The global expansion is now entering its 10th year, one of the longest on record. And yet it appears that it still has further to go. Although the synchronised upturn among global economies appears to be losing some of its cohesion, conditions remain robust.
However, business cycles across the globe are now beginning to diverge quite significantly. The US continues to power ahead, with the tax cuts and fiscal stimulus neutralising the impact of tightening monetary policy. Europe, on the other hand, is experiencing slower growth even ahead of the less accommodative ECB actions now being indicated. In Asia, activity levels remain relatively firm, despite slowing domestic demand in China.
Global financial conditions, fortunately, are generally still accommodative and do not, at this stage, pose a serious threat.
Despite the less synchronised global growth, economists are forecasting an improving global economy in the second half – buoyed by strong labour markets, rising wages and firmer house prices.
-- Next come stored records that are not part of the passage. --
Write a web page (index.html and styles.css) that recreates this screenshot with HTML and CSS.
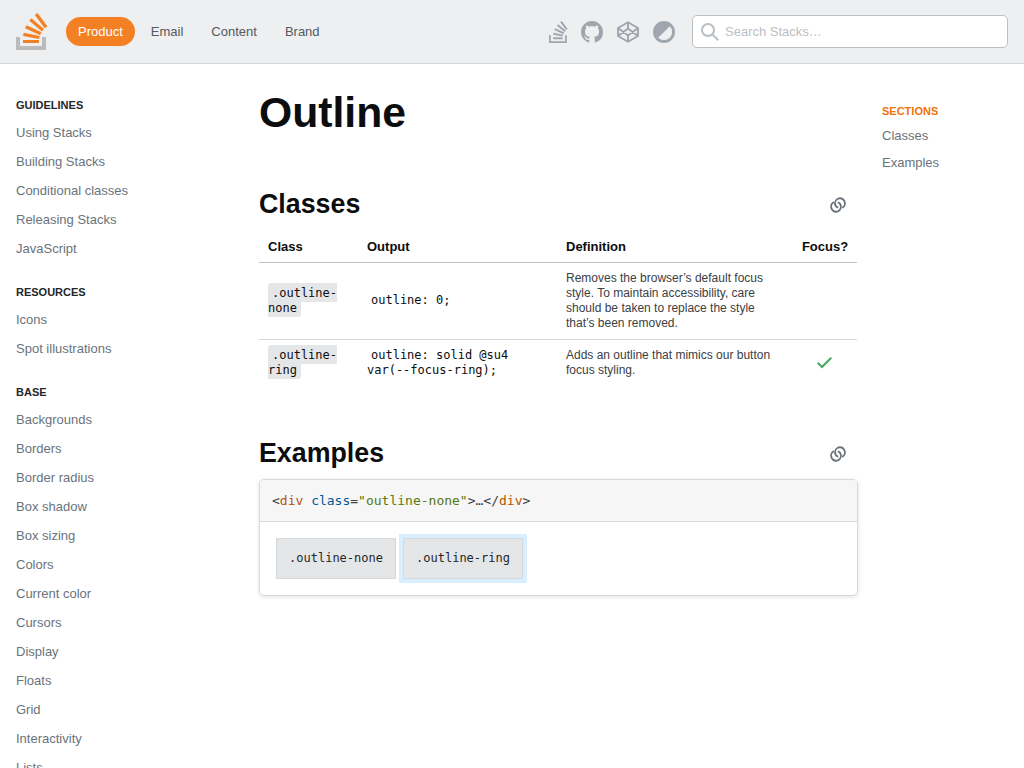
FILE: index.html
```html
<!DOCTYPE html>
<html lang="en">
<head>
<meta charset="utf-8">
<title>Outline - Stacks</title>
<link rel="stylesheet" href="styles.css">
</head>
<body>
<svg class="defs" width="0" height="0">
  <symbol id="icon-link" viewBox="0 0 18 18">
    <path d="M13.2 11.9A4.9 5.1 0 1 0 6.6 9.6Q7.4 11.3 9.3 11.6M4.8 6.1A4.9 5.1 0 1 0 11.4 8.4Q10.6 6.7 8.7 6.4" fill="none" stroke="currentColor" stroke-width="1.9"/>
  </symbol>
</svg>
<header class="topbar">
  <a class="logo"><svg width="32" height="37" viewBox="0 0 32 37"><path fill="#bcbbbb" d="M26 33v-9h4v13H0V24h4v9h22Z"/><path fill="#f48024" d="m21.5 0-2.7 2 9.9 13.3 2.7-2L21.5 0ZM26 18.4 13.3 7.8l2.1-2.5 12.7 10.6-2.1 2.5ZM9.1 15.2l15 7 1.4-3-15-7-1.4 3Zm14 10.79.68-2.95-16.1-3.35L7 23l16.1 2.99ZM23 30H7v-3h16v3Z"/></svg></a>
  <nav class="nav">
    <a class="nav-item selected">Product</a>
    <a class="nav-item">Email</a>
    <a class="nav-item">Content</a>
    <a class="nav-item">Brand</a>
  </nav>
  <div class="tools">
    <svg width="19" height="22" viewBox="0 0 31.95 37"><path d="M27 34v-10h3v13H0V24h3v10h24Z"/><path d="m21.5 0-2.7 2 9.9 13.3 2.7-2L21.5 0ZM26 18.4 13.3 7.8l2.1-2.5 12.7 10.6-2.1 2.5ZM9.1 15.2l15 7 1.4-3-15-7-1.4 3Zm14 10.79.68-2.95-16.1-3.35L7 23l16.1 2.99ZM23 30.5H7v-3h16v3Z"/></svg>
    <svg width="22" height="22" viewBox="0 0 16 16"><path d="M8 0C3.58 0 0 3.58 0 8c0 3.54 2.29 6.53 5.47 7.59.4.07.55-.17.55-.38 0-.19-.01-.82-.01-1.49-2.01.37-2.53-.49-2.69-.94-.09-.23-.48-.94-.82-1.13-.28-.15-.68-.52-.01-.53.63-.01 1.08.58 1.23.82.72 1.21 1.87.87 2.33.66.07-.52.28-.87.51-1.07-1.78-.2-3.64-.89-3.64-3.95 0-.87.31-1.59.82-2.15-.08-.2-.36-1.02.08-2.12 0 0 .67-.21 2.2.82.64-.18 1.32-.27 2-.27s1.36.09 2 .27c1.53-1.04 2.2-.82 2.2-.82.44 1.1.16 1.92.08 2.12.51.56.82 1.27.82 2.15 0 3.07-1.87 3.75-3.65 3.95.29.25.54.73.54 1.48 0 1.07-.01 1.93-.01 2.2 0 .21.15.46.55.38A8.01 8.01 0 0 0 16 8c0-4.42-3.58-8-8-8Z"/></svg>
    <svg width="22" height="22" viewBox="0 0 22 22"><path class="line" d="M11 1.2 21 7v8l-10 5.8L1 15V7zM11 1.2v6.3M11 14.5v6.3M1 7l10 7.5L21 7M1 15l10-7.5L21 15"/></svg>
    <svg width="22" height="22" viewBox="0 0 22 22"><path fill-rule="evenodd" d="M11 0a11 11 0 1 1 0 22 11 11 0 0 1 0-22Zm5.8 5.2L5.2 16.8A8.2 8.2 0 0 0 16.8 5.2Z"/></svg>
  </div>
  <label class="search">
    <svg width="18" height="18" viewBox="0 0 18 18"><path d="m18 16.5-5.14-5.18h-.35a7 7 0 1 0-1.19 1.19v.35L16.5 18l1.5-1.5ZM12 7A5 5 0 1 1 2 7a5 5 0 0 1 10 0Z"/></svg>
    <span>Search Stacks…</span>
  </label>
</header>
<div class="page">
  <nav class="sidebar">
    <h4>Guidelines</h4>
    <ul><li>Using Stacks</li><li>Building Stacks</li><li>Conditional classes</li><li>Releasing Stacks</li><li>JavaScript</li></ul>
    <h4>Resources</h4>
    <ul><li>Icons</li><li>Spot illustrations</li></ul>
    <h4>Base</h4>
    <ul><li>Backgrounds</li><li>Borders</li><li>Border radius</li><li>Box shadow</li><li>Box sizing</li><li>Colors</li><li>Current color</li><li>Cursors</li><li>Display</li><li>Floats</li><li>Grid</li><li>Interactivity</li><li>Lists</li></ul>
  </nav>
  <main class="content">
    <h1>Outline</h1>
    <section class="classes">
      <div class="heading"><h2>Classes</h2><svg width="18" height="18"><use href="#icon-link"/></svg></div>
      <table>
        <thead><tr><th class="c-class">Class</th><th class="c-output">Output</th><th class="c-def">Definition</th><th class="c-focus">Focus?</th></tr></thead>
        <tbody>
          <tr><td><code class="chip">.outline-none</code></td><td><code>outline: 0;</code></td><td class="def">Removes the browser’s default focus style. To maintain accessibility, care should be taken to replace the style that’s been removed.</td><td></td></tr>
          <tr><td><code class="chip">.outline-ring</code></td><td><code>outline: solid @su4 var(--focus-ring);</code></td><td class="def">Adds an outline that mimics our button focus styling.</td><td class="check"><svg width="18" height="18" viewBox="0 0 18 18"><path d="M16 4.41 14.59 3 6 11.59 2.41 8 1 9.41l5 5 10-10Z"/></svg></td></tr>
        </tbody>
      </table>
    </section>
    <section>
      <div class="heading"><h2>Examples</h2><svg width="18" height="18"><use href="#icon-link"/></svg></div>
      <div class="preview">
        <pre>&lt;<span class="tag">div</span> <span class="attr">class</span>=<span class="str">"outline-none"</span>&gt;…&lt;/<span class="tag">div</span>&gt;</pre>
        <div class="demo"><div class="box">.outline-none</div><div class="box ring">.outline-ring</div></div>
      </div>
    </section>
  </main>
  <aside class="toc">
    <h4>Sections</h4>
    <a>Classes</a>
    <a>Examples</a>
  </aside>
</div>
</body>
</html>
```
FILE: styles.css
```css
* { box-sizing: border-box; }
body { margin: 0; height: 768px; overflow: hidden; background: #fff; color: #0c0d0e; font: 13px/17px "Liberation Sans", Arial, sans-serif; }
h1, h2, h4, ul, pre { margin: 0; padding: 0; }
svg { display: block; fill: currentColor; flex: none; }
.defs { position: absolute; }

.topbar { display: flex; align-items: center; height: 64px; padding: 0 16px; background: #eeeff1; border-bottom: 1px solid #d6d9dc; }
.logo { margin-right: 18px; }
.nav { display: flex; gap: 4px; color: #535a60; }
.nav-item { padding: 6px 12px; border-radius: 1000px; }
.nav-item.selected { background: #f48024; color: #fff; }
.tools { display: flex; gap: 14px; margin-left: auto; margin-right: 17px; color: #9fa6ad; }
.tools svg:first-child { margin-right: -1px; }
.line { fill: none; stroke: currentColor; stroke-width: 1.9; stroke-linejoin: round; }
.search { display: flex; align-items: center; gap: 6px; width: 316px; height: 33px; padding-left: 8px; background: #fff; border: 1px solid #bbc0c4; border-radius: 5px; color: #bbc0c4; }

.page { display: flex; height: 704px; }
.sidebar { width: 259px; padding: 34px 16px 0; color: #6a737c; }
h4 { font-size: 11px; line-height: 15px; text-transform: uppercase; }
.sidebar h4 { color: #242729; }
.sidebar ul { list-style: none; margin: 5px 0 22px; }
.sidebar li { padding: 6px 0; }

.content { width: 599px; padding-top: 20px; }
h1 { font-size: 42.7px; line-height: 56px; margin-bottom: 46px; }
.heading { display: flex; align-items: center; justify-content: space-between; height: 36px; padding-right: 11px; color: #6a737c; }
.heading svg { margin-top: 2px; }
h2 { font-size: 26.8px; line-height: 36px; color: #0c0d0e; }
.classes { height: 249px; }

table { width: 598px; table-layout: fixed; border-collapse: collapse; font-size: 12px; line-height: 15px; margin-top: 8px; }
th { height: 32px; padding: 2px 8px 0 9px; font-size: 13px; text-align: left; border-bottom: 1px solid #bbc0c4; }
td { padding: 8px 7px 8px 9px; vertical-align: middle; border-bottom: 1px solid #d6d9dc; }
tr:last-child td { border-bottom: 0; }
.c-class { width: 99px; }
.c-output { width: 199px; }
.c-def { width: 235px; }
.c-focus { text-align: center; }
.def { color: #3b4045; }
code, pre, .box { font-family: "DejaVu Sans Mono", monospace; }
code { font-size: 12px; padding: 3px 4px 2px; }
.chip { background: #e4e6e8; border-radius: 3px; }
.check { padding-right: 9px; color: #48a868; }
.check svg { margin: auto; }

.preview { margin-top: 8px; border: 1px solid #d6d9dc; border-radius: 5px; box-shadow: 0 1px 4px rgba(12, 13, 14, .12); overflow: hidden; }
pre { height: 42px; padding: 12px; font-size: 13px; background: #f6f6f6; border-bottom: 1px solid #d6d9dc; color: #3b4045; }
.tag { color: #b75301; }
.attr { color: #015692; }
.str { color: #54790d; }
.demo { display: flex; gap: 7px; padding: 16px; }
.box { width: 120px; height: 41px; padding: 11px; font-size: 12px; text-align: center; color: #242729; background: #e4e6e8; border: 1px solid #d6d9dc; }
.ring { box-shadow: 0 0 0 4px #d9eeff; }

.toc { width: 166px; padding: 40px 0 0 24px; color: #6a737c; }
.toc h4 { color: #f2720c; margin-bottom: 8px; }
.toc a { display: block; margin-bottom: 10px; }
```
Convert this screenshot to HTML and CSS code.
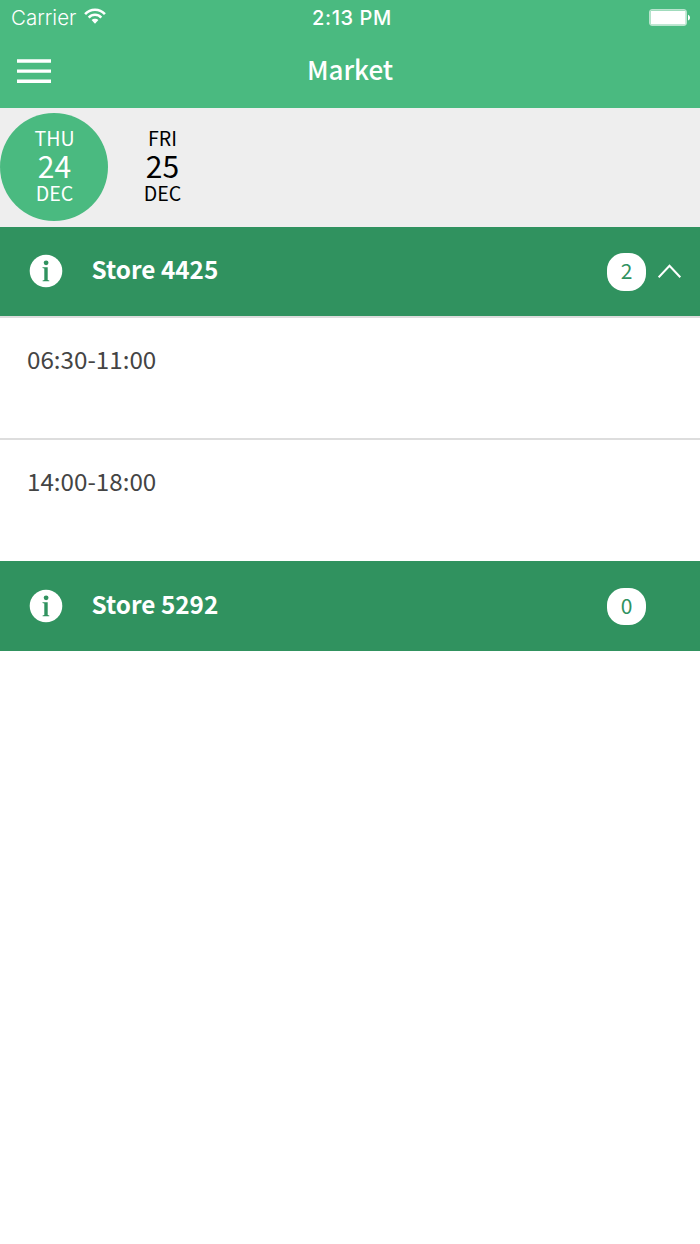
FILE: index.html
```html
<!DOCTYPE html>
<html lang="en">
<head>
<meta charset="utf-8">
<title>Market</title>
<link rel="stylesheet" href="styles.css">
</head>
<body>
<header class="header">
  <div class="status">
    <div class="carrier"><span class="carrier-name">Carrier</span>
      <svg class="wifi" width="22" height="18" viewBox="0 0 22 18"><g fill="none" stroke="#fff" stroke-width="2.5"><path d="M1.1 7.2C6.5 1.2 15.5 1.2 20.9 7.2"/><path d="M4.7 10.6C8.2 6.9 13.8 6.9 17.3 10.6"/></g><path d="M7.6 13.1C9.4 11.2 12.6 11.2 14.4 13.1L11 16.7Z" fill="#fff"/></svg>
    </div>
    <div class="clock">2:13 PM</div>
    <svg class="battery" width="42" height="18" viewBox="0 0 42 18"><rect x=".5" y=".5" width="37" height="16" rx="2.5" fill="#fff" fill-opacity=".3" stroke="#fff" stroke-opacity=".55"/><rect x="1.6" y="1.7" width="35" height="13.7" rx="1" fill="#fff"/><path d="M39 5.7C41.7 6.5 41.7 10.7 39 11.5Z" fill="#fff"/></svg>
  </div>
  <nav class="navbar">
    <svg class="menu" width="34" height="26" viewBox="0 0 34 26"><path d="M0 2H34M0 12.1H34M0 22.3H34" stroke="#fff" stroke-width="3.4"/></svg>
    <h1 class="title">Market</h1>
  </nav>
</header>
<section class="days">
  <div class="day day-active"><span>THU</span><span class="date">24</span><span>DEC</span></div>
  <div class="day"><span>FRI</span><span class="date">25</span><span>DEC</span></div>
</section>
<main>
  <div class="store store-first">
    <svg class="info" width="34" height="34" viewBox="0 0 34 34"><circle cx="17" cy="17" r="16.3" fill="#fff"/><circle cx="17.1" cy="8.8" r="2.4" fill="#30925f"/><path d="M13.5 13.2H18.7V26L20.3 26.5V27.2H13.6V26.5L15.3 26V14.6L13.5 14.1Z" fill="#30925f"/></svg>
    <h2 class="store-name">Store 4425</h2>
    <span class="badge">2</span>
    <svg class="chevron" width="24" height="16" viewBox="0 0 24 16"><path d="M.7 14.3L11.5 2.7L22.3 14.3" fill="none" stroke="#fff" stroke-width="2"/></svg>
  </div>
  <div class="slot">06:30-11:00</div>
  <div class="slot slot-last">14:00-18:00</div>
  <div class="store store-second">
    <svg class="info" width="34" height="34" viewBox="0 0 34 34"><circle cx="17" cy="17" r="16.3" fill="#fff"/><circle cx="17.1" cy="8.8" r="2.4" fill="#30925f"/><path d="M13.5 13.2H18.7V26L20.3 26.5V27.2H13.6V26.5L15.3 26V14.6L13.5 14.1Z" fill="#30925f"/></svg>
    <h2 class="store-name">Store 5292</h2>
    <span class="badge">0</span>
  </div>
</main>
</body>
</html>
```

FILE: styles.css
```css
* { box-sizing: border-box; }
body { margin: 0; background: #fff; font-family: "Noto Sans CJK SC", sans-serif; }
svg { display: block; flex: none; }
.header { height: 108px; background: #4aba80; color: #fff; }
.status { display: grid; grid-template-columns: 1fr auto 1fr; align-items: start; height: 36px; padding: 0 9px 0 11px; font-family: Inter, sans-serif; font-size: 20px; line-height: 24px; }
.carrier { display: flex; gap: 8px; padding-top: 6px; }
.carrier-name { font-weight: 300; font-size: 20.5px; }
.wifi { margin-top: 1px; }
.clock { padding: 6px 0 0 2px; font-weight: 500; letter-spacing: 0.6px; }
.battery { margin-top: 9px; justify-self: end; }
.navbar { display: grid; grid-template-columns: 34px 1fr 34px; height: 72px; padding: 0 17px; }
.menu { margin-top: 23px; }
.title { margin: 15px 0 0; font-size: 26px; font-weight: 500; line-height: 36px; text-align: center; }
.days { display: flex; height: 118.5px; padding-top: 5.3px; background: #eee; }
.day { display: flex; flex-direction: column; align-items: center; width: 108px; height: 108px; padding: 11px 0 0 1px; border-radius: 50%; font-size: 19.6px; line-height: 28px; color: #000; }
.day-active { background: #4aba80; color: #fff; }
.date { font-size: 30px; line-height: 27px; }
.store { display: flex; align-items: center; height: 90px; padding: 0 18px 0 29px; background: #30925f; color: #fff; }
.store-first { height: 89.5px; }
.store-name { flex: 1; margin: 0 0 5px 28.6px; font-size: 24.3px; font-weight: 700; line-height: 36px; }
.badge { width: 39px; height: 37.5px; margin: 1px 12px 0 0; border-radius: 17px; background: #fff; color: #30925f; font-size: 21px; line-height: 35px; text-align: center; }
.store-second .badge { margin-right: 36px; }
.slot { height: 122px; padding: 24px 27px; border-top: 2px solid #ddd; color: #444; font-size: 24.2px; line-height: 34px; }
.slot-last { height: 123px; }
```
The consensus forecasts for 2018 and 2019 are 3.9% and 3.8% respectively. [CHART 1]
The threat of more intensified trade wars has not caused economists to lower their forecasts. And, indeed, the impact on economies as a whole is relatively small at present. Measures enacted thus far amount to only 3.7% of US imports. However, the impact will be greater than this tiny direct number suggests. Indirect effects arising from deteriorating sentiment, delayed expenditure decisions and supply chain disruptions could be a lot more severe.
Also, higher tariffs will fan the fires of inflation (which are, in the US, already at the Fed’s target level). Should the trade conflict intensify, sentiment in equity markets could deteriorate sharply: already evident in China where equities have plunged into a bear market. Individual companies in targeted industries will be significantly affected (either positively or negatively). All in the name of national security!!!
Looking further out, the US already faces other potentially serious problems. The passing of a massive, fiscally-funded tax reform bill at a time of full employment was nothing short of reckless. This has saddled the nation with a budget deficit that will increase by at least 50%. [CHART 2] Funding this burgeoning deficit, at a time when the Fed is unwinding its balance sheet, will almost certainly ensure that US interest rates will be forced higher than generally forecast. Clearly a negative for growth.
While still growing at above trend levels, momentum in the global economy has peaked and is already being reflected in the Global Earnings Revision Ratio. (This measures the number of stocks where earnings estimates have risen vs the number which have decreased.) The aggregate global ratio has declined to 0.93 (more downgrades than upgrades) and the US is now the only major economy where the ratio is positive (at 1.35). [CHART 3]
The widespread concerns about elevated US equity market valuations during 2017 have disappated: the market setback in February combined with the dramatic surge in earnings, have compressed price/earnings ratios sharply.
The earnings growth forecast for 2018 is 22% – quite something for an economy of this size. [CHART 4] The 12-month forward p/e ratio has contracted to 16.6 – just a whisker above the 5 year average of 16.2. Although still well above the 10-year average of 14.4, the worrying overvaluation seen last year is now no longer a major concern.
Given the continuing strength in global economies and the more reasonable valuations, the key risks to equity markets are now the rising interest rates in the US, the unwinding of the Fed’s balance sheet and, of course, the potential for the trade spat to elevate into a full-blown war.